▶ **What the task asks**
From the entries below, list each line with "React".

Dataset excerpt
● ● ●

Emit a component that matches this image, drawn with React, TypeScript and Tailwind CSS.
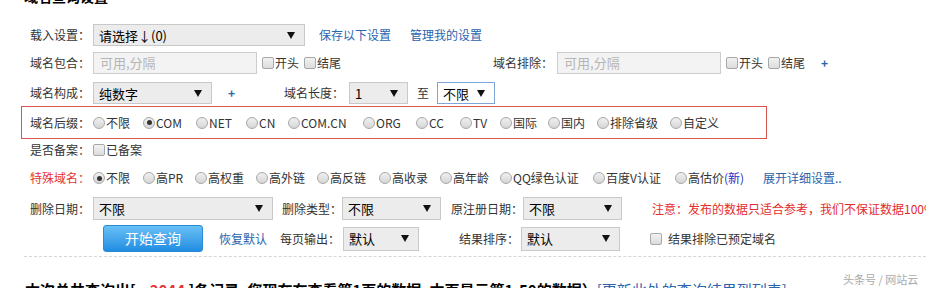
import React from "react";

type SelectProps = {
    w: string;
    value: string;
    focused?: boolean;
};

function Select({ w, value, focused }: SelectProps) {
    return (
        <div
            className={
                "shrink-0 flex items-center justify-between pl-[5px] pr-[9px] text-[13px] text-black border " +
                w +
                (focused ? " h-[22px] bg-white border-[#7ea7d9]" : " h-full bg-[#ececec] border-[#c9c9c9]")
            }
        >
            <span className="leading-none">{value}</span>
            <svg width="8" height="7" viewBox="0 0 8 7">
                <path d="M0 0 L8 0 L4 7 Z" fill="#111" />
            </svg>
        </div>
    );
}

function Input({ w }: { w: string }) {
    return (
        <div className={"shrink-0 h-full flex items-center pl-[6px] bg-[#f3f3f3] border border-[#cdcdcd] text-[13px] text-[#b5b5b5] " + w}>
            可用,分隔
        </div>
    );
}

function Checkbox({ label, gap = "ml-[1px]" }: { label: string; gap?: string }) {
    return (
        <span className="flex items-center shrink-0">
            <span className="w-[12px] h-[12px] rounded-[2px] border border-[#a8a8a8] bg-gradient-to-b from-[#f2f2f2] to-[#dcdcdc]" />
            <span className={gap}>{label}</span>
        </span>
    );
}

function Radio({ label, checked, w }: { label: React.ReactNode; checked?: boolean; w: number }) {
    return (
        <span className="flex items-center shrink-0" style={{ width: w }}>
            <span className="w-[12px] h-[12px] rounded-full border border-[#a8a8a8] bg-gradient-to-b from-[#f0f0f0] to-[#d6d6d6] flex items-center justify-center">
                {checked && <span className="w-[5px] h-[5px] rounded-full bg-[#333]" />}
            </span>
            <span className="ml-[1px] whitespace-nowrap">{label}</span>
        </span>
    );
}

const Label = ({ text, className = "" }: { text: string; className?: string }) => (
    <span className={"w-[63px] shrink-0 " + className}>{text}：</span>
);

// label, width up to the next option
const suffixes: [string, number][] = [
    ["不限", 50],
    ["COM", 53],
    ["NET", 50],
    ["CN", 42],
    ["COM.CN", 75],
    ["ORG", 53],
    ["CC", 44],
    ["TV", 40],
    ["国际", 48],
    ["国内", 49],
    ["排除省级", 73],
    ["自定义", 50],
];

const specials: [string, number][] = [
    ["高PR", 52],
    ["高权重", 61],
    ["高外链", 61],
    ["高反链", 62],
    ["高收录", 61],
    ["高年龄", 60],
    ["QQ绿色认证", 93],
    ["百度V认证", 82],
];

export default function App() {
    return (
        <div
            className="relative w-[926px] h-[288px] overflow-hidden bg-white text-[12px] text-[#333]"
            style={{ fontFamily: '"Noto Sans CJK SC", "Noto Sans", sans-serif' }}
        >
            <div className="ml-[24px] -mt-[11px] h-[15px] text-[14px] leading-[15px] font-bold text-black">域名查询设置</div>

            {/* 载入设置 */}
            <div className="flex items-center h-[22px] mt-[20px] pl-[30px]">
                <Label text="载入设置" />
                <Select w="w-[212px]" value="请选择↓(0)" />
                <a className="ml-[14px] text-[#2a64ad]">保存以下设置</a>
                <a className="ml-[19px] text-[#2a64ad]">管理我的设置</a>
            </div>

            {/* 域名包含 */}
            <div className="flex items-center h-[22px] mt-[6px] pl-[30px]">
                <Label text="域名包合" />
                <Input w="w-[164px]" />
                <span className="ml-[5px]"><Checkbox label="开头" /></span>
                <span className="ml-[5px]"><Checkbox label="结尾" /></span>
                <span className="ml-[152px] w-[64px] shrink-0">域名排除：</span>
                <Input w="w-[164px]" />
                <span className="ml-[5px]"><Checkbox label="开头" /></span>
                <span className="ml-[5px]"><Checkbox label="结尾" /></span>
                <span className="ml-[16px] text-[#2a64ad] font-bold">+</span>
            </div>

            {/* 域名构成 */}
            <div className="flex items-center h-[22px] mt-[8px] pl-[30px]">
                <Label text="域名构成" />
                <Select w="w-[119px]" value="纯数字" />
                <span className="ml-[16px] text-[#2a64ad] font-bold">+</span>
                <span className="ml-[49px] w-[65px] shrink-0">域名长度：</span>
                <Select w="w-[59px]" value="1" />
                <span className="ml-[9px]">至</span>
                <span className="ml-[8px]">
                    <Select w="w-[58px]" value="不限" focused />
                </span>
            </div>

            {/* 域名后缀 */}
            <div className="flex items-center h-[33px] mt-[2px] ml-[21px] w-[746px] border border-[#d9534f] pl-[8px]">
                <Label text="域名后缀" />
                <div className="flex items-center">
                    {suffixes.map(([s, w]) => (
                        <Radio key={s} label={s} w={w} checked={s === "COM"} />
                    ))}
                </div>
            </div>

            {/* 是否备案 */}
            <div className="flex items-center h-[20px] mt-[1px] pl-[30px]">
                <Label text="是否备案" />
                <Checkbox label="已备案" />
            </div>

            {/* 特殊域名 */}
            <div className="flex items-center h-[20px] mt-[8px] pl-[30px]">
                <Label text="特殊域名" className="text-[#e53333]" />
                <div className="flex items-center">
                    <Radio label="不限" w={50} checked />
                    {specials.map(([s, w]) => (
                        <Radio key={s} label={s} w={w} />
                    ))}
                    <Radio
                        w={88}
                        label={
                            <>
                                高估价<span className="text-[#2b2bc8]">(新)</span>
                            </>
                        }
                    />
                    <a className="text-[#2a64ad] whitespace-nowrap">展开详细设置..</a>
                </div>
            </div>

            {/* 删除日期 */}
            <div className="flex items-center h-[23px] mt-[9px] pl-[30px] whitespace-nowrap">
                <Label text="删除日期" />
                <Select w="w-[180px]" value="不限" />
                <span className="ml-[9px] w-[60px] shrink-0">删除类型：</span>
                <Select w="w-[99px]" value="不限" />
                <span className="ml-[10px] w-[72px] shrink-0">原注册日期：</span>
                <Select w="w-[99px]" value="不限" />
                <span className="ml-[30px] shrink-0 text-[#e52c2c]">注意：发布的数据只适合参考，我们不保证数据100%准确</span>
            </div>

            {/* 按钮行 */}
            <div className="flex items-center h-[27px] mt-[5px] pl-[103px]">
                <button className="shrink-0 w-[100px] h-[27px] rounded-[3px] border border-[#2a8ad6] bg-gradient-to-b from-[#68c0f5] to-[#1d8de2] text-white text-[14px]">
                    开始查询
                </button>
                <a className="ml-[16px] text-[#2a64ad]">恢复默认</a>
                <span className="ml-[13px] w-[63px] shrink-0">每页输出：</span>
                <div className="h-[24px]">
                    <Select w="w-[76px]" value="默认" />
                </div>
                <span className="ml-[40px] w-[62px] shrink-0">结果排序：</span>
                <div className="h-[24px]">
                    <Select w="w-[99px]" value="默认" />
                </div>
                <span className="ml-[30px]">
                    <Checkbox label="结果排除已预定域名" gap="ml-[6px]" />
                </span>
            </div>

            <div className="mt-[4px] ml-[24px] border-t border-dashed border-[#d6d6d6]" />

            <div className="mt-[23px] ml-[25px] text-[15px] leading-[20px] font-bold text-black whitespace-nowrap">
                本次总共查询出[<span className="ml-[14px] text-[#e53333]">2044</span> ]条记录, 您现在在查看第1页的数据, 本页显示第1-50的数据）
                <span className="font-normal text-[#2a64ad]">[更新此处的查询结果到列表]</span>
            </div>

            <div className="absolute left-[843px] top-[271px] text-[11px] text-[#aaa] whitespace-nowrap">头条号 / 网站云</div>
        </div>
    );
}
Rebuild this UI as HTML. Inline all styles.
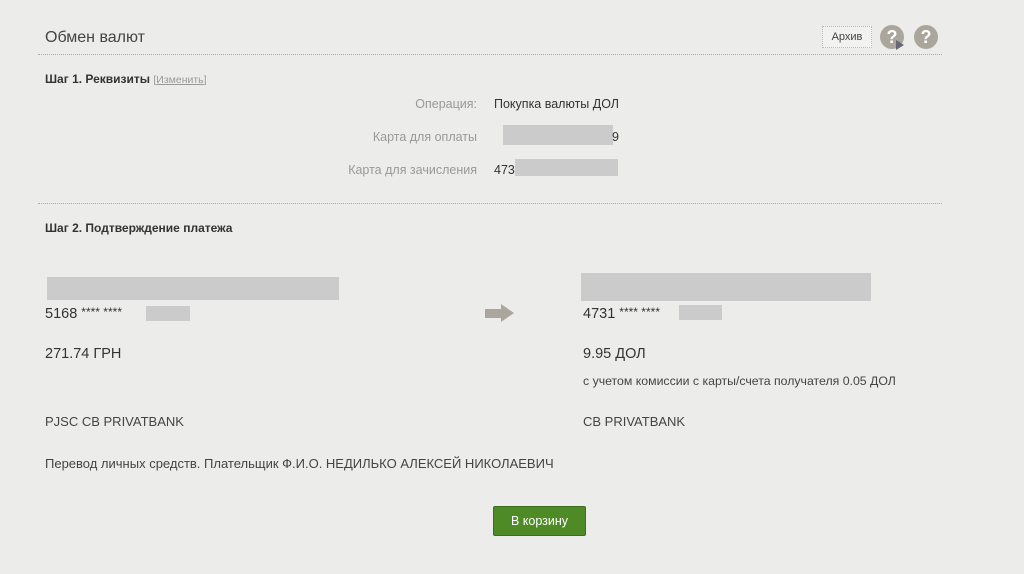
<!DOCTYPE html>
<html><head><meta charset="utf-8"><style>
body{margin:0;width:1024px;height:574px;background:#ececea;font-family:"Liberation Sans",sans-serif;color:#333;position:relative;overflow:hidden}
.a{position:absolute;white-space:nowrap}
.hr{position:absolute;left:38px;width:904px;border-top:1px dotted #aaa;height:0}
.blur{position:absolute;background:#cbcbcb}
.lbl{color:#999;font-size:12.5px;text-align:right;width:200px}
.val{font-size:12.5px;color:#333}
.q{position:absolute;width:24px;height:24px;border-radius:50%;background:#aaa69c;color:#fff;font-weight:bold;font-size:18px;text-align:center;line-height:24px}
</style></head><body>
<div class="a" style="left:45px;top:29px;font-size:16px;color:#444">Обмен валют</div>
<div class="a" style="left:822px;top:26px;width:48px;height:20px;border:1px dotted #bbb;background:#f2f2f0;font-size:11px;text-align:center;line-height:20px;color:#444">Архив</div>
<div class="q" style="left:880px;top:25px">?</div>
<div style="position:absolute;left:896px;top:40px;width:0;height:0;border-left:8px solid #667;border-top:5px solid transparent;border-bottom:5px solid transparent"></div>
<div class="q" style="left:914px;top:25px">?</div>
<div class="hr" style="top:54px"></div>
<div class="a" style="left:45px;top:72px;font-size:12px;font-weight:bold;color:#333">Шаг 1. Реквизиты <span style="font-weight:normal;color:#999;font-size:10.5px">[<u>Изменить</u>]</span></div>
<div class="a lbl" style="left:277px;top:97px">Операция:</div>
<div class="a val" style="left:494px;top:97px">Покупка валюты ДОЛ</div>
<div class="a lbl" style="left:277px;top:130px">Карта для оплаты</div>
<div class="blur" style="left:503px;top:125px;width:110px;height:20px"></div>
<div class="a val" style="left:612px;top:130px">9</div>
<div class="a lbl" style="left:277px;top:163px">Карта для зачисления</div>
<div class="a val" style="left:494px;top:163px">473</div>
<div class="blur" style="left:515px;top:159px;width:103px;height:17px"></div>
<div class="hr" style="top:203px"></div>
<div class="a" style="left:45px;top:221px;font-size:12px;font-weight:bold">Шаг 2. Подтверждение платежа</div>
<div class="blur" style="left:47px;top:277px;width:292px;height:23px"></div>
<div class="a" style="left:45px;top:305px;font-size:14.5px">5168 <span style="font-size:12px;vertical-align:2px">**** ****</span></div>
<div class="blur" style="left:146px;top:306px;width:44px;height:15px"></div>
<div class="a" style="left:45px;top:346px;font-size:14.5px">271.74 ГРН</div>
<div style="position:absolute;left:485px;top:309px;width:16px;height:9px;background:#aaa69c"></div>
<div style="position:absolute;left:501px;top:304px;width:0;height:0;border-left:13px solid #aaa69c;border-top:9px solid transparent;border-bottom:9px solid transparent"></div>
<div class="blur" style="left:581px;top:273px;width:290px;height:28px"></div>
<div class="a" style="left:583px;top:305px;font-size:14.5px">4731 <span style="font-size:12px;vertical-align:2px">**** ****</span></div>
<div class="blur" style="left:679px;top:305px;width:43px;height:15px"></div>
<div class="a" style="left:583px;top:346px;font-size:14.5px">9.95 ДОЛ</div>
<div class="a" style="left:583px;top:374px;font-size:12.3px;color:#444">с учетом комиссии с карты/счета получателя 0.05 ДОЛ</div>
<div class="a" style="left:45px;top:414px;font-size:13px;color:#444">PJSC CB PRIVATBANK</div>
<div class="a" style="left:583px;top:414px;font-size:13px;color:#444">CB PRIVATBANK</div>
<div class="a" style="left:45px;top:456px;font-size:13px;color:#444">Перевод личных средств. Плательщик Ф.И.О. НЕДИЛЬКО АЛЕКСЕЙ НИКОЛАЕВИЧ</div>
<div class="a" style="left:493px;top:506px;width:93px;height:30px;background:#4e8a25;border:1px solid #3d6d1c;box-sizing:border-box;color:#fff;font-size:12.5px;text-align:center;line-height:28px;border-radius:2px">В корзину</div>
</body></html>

● ● ●

▶ **Exercise answer**
Emit a component that matches this image, drawn with React, TypeScript and Tailwind CSS.
import React from "react";
function Radio({ label, checked, w }: { label: React.ReactNode; checked?: boolean; w: number }) {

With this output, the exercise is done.